Circuit Court of Appeals, Second Circuit
Apr 7, 1944
142 F.2d 422 (2d Cir. 1944)

Summary

adopting the theory that a shareholder's suit is in essence a suit by a beneficiary of a fiduciary to enforce a right

Summary of this case from Brown v. Tenney

Opinion

No. 264.

April 7, 1944.

Appeal from the District Court of the United States for the Southern District of New York.

Shareholder's derivative action by Dora Goldstein against C.E. Groesbeck and 21 other individual and 19 corporate defendants, wherein certain of the defendants, nonresidents of the district, moved to dismiss the action as brought in the wrong district, which motion the court granted, 42 F. Supp. 419, and the remaining defendants then moved to dismiss the complaint for lack of indispensable parties. From judgments granting the motions and dismissing the complaint, plaintiff appeals.

Reversed and remanded for further proceedings in conformity with opinion.

Abraham L. Pomerantz, of New York City (William Rosenfeld and Milton Paulson, both of New York City, on the brief), for appellant.

Louis Connick, of New York City (Simpson, Thacher Bartlett, Robert H. O'Brien, Benjamin C. Milner, III, and Richard Hawkins, all of New York City, on the brief), for appellees C.E. Groesbeck and others.

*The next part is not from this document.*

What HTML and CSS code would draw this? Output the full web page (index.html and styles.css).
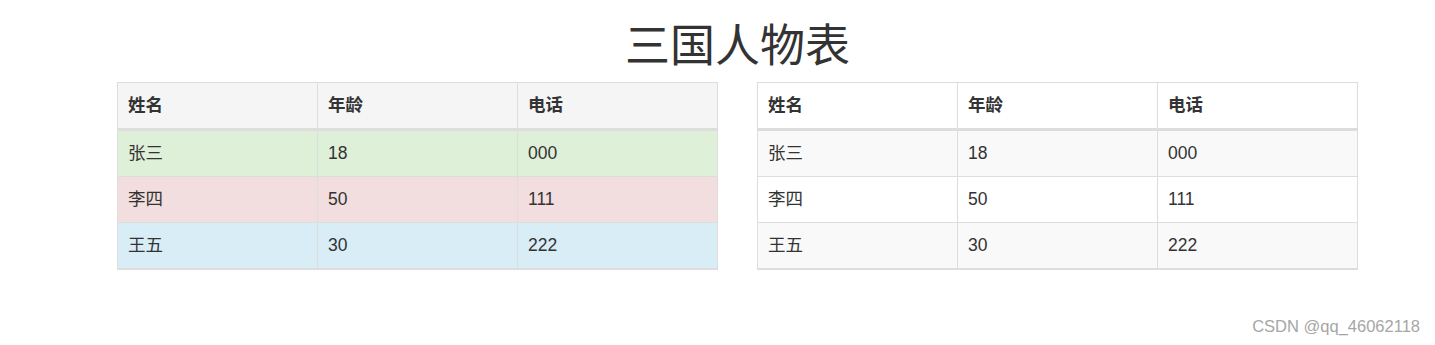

Ralph M. McDermid, of New York City (Reid Priest and James L. Boone, all of New York City, on the brief), for appellee American Power Light Co.

Ralph M. McDermid, of New York City (Reid Priest and James L. Boone, all of New York City, and Armstrong, Kramer, Morrison, Roche Duffy, of Phoenix, Ariz., Loftin, Anderson, Scott, McCarthy Preston, of Miami, Fla., Caldwell, Downing, Noble Garrity, of Kansas City, Mo., and Gillette, Nye, Harries Montague, of Duluth, Minn., on the brief), for appellees Central Arizona Light Power Co., Florida Power Light Co., Kansas Gas Electric Co., and Minnesota Power Co.

Before L. HAND, CHASE, and CLARK, Circuit Judges.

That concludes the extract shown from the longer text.